Required task
Gather up the lines with the word "table" in them.
┏━━
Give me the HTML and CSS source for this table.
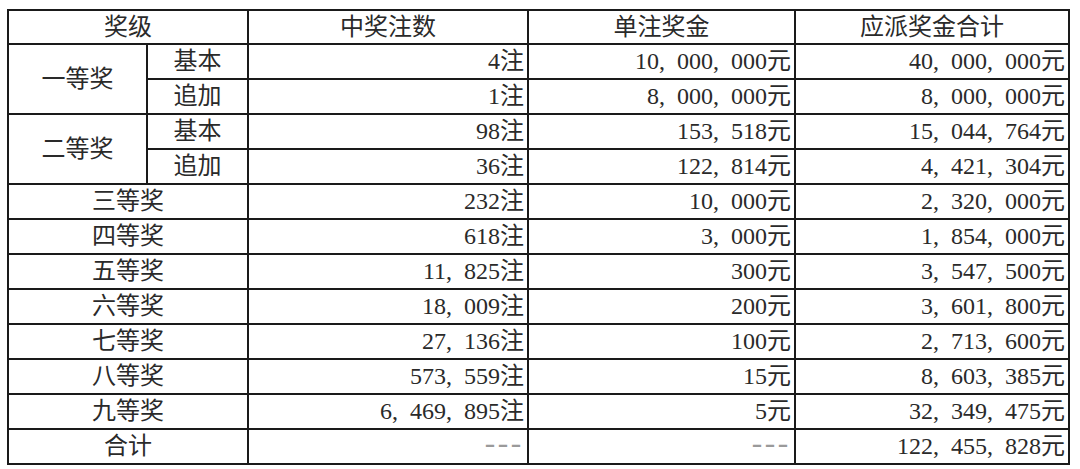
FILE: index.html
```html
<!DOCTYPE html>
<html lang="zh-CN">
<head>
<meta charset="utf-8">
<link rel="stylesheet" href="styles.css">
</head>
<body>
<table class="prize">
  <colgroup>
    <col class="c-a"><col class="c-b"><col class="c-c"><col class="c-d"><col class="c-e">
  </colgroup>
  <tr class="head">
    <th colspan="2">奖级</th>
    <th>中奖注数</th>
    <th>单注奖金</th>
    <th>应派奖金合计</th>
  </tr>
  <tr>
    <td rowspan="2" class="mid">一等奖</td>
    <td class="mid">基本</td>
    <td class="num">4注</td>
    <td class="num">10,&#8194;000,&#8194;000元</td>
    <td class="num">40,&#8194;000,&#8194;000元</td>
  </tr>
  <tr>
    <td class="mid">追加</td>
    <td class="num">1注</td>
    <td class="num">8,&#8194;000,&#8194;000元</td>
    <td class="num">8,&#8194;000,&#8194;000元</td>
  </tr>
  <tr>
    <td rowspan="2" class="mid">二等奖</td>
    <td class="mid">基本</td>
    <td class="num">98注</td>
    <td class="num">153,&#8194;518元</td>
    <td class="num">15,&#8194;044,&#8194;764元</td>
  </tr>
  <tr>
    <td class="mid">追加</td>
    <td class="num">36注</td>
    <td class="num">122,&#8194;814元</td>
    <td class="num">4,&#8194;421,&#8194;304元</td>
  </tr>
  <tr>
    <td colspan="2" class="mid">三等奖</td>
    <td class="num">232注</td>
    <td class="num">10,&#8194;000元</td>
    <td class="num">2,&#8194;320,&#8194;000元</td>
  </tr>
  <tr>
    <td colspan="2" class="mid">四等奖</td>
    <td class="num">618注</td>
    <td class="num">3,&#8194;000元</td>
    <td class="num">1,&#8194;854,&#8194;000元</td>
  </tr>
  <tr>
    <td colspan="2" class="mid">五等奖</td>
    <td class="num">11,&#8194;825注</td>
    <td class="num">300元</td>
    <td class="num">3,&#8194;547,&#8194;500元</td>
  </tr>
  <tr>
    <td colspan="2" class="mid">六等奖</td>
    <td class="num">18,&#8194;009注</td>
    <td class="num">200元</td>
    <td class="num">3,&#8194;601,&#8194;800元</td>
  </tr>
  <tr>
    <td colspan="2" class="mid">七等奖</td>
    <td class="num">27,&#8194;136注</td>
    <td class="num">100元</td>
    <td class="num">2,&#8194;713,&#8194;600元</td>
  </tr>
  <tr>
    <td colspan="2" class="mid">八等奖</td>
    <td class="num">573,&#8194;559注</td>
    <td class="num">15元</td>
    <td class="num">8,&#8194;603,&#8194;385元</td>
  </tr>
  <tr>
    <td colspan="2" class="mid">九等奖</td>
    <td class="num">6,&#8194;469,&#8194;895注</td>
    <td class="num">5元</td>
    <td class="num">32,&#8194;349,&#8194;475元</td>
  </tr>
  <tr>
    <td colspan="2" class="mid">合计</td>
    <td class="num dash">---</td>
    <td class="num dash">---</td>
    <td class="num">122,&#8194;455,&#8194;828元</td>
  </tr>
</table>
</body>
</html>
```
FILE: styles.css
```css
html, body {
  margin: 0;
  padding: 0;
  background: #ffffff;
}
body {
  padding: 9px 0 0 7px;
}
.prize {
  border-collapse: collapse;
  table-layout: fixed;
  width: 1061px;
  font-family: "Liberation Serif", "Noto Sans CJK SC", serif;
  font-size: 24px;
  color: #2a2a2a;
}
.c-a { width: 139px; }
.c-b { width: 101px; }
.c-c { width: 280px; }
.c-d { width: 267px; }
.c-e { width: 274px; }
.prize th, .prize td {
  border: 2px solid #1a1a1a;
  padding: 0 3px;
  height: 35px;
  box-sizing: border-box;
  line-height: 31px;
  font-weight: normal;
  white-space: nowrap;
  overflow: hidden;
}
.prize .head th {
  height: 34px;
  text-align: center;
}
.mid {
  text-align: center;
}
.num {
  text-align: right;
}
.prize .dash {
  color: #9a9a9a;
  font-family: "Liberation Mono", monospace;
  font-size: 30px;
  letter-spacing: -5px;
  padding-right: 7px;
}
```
┗━━
Correct answer
Give me the HTML and CSS source for this table.
<table class="prize">
</table>
  table-layout: fixed;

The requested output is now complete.